_Set task_.
Copy out the data exactly, leaving the pictures behind.

_Material_.
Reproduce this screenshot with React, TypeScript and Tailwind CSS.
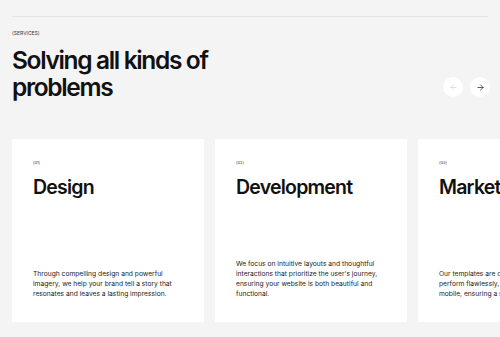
import React from 'react';
import { ArrowLeft, ArrowRight } from 'lucide-react';

const services = [
    {
        num: '(01)',
        title: 'Design',
        text: 'Through compelling design and powerful imagery, we help your brand tell a story that resonates and leaves a lasting impression.',
    },
    {
        num: '(02)',
        title: 'Development',
        text: "We focus on intuitive layouts and thoughtful interactions that prioritize the user's journey, ensuring your website is both beautiful and functional.",
    },
    {
        num: '(03)',
        title: 'Marketing',
        text: 'Our templates are designed with care to perform flawlessly, whether on a desktop or mobile, ensuring a seamless experience.',
    },
];

const App: React.FC = () => {
    return (
        <div
            className="w-[500px] h-[337px] overflow-hidden bg-[#f4f4f4] text-[#111]"
            style={{ fontFamily: 'Inter, "Noto Sans", sans-serif' }}
        >
            <div className="px-3 pt-4">
                <div className="h-px bg-[#e4e4e4]" />
                <p className="mt-[14px] text-[5px] uppercase leading-none text-[#333]">(Services)</p>
                <div className="flex items-end justify-between">
                    <h2 className="mt-[11px] w-[220px] text-[24.5px] font-semibold leading-[27px] tracking-[-0.055em]">
                        Solving all kinds of problems
                    </h2>
                    <div className="flex gap-[7px] mb-[4px] mr-[-2px]">
                        <button className="w-5 h-5 rounded-full bg-white flex items-center justify-center text-[#ccc]">
                            <ArrowLeft size={9} strokeWidth={1.5} />
                        </button>
                        <button className="w-5 h-5 rounded-full bg-white flex items-center justify-center text-[#111]">
                            <ArrowRight size={9} strokeWidth={1.75} />
                        </button>
                    </div>
                </div>
            </div>

            <div className="mt-[38px] flex gap-[11px] pl-3">
                {services.map((s) => (
                    <div key={s.num} className="w-[192px] h-[183px] shrink-0 bg-white px-[21px] pt-[22px] pb-[23px] flex flex-col">
                        <span className="text-[4px] leading-none text-[#333]">{s.num}</span>
                        <h3 className="mt-[10px] text-[19.5px] font-semibold leading-[24px] tracking-[-0.04em] whitespace-nowrap">
                            {s.title}
                        </h3>
                        <p className="mt-auto text-[6.7px] leading-[10px] text-[#222]">{s.text}</p>
                    </div>
                ))}
            </div>
        </div>
    );
};

export default App;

_Finished task_.
Reproduce this screenshot with React, TypeScript and Tailwind CSS.
import React from 'react';
import { ArrowLeft, ArrowRight } from 'lucide-react';

const services = [
    {
        num: '(01)',
        title: 'Design',
        text: 'Through compelling design and powerful imagery, we help your brand tell a story that resonates and leaves a lasting impression.',
    },
    {
        num: '(02)',
        title: 'Development',
        text: "We focus on intuitive layouts and thoughtful interactions that prioritize the user's journey, ensuring your website is both beautiful and functional.",
    },
    {
        num: '(03)',
        title: 'Marketing',
        text: 'Our templates are designed with care to perform flawlessly, whether on a desktop or mobile, ensuring a seamless experience.',
    },
];

const App: React.FC = () => {
    return (
        <div
            className="w-[500px] h-[337px] overflow-hidden bg-[#f4f4f4] text-[#111]"
            style={{ fontFamily: 'Inter, "Noto Sans", sans-serif' }}
        >
            <div className="px-3 pt-4">
                <div className="h-px bg-[#e4e4e4]" />
                <p className="mt-[14px] text-[5px] uppercase leading-none text-[#333]">(Services)</p>
                <div className="flex items-end justify-between">
                    <h2 className="mt-[11px] w-[220px] text-[24.5px] font-semibold leading-[27px] tracking-[-0.055em]">
                        Solving all kinds of problems
                    </h2>
                    <div className="flex gap-[7px] mb-[4px] mr-[-2px]">
                        <button className="w-5 h-5 rounded-full bg-white flex items-center justify-center text-[#ccc]">
                            <ArrowLeft size={9} strokeWidth={1.5} />
                        </button>
                        <button className="w-5 h-5 rounded-full bg-white flex items-center justify-center text-[#111]">
                            <ArrowRight size={9} strokeWidth={1.75} />
                        </button>
                    </div>
                </div>
            </div>

            <div className="mt-[38px] flex gap-[11px] pl-3">
                {services.map((s) => (
                    <div key={s.num} className="w-[192px] h-[183px] shrink-0 bg-white px-[21px] pt-[22px] pb-[23px] flex flex-col">
                        <span className="text-[4px] leading-none text-[#333]">{s.num}</span>
                        <h3 className="mt-[10px] text-[19.5px] font-semibold leading-[24px] tracking-[-0.04em] whitespace-nowrap">
                            {s.title}
                        </h3>
                        <p className="mt-auto text-[6.7px] leading-[10px] text-[#222]">{s.text}</p>
                    </div>
                ))}
            </div>
        </div>
    );
};

export default App;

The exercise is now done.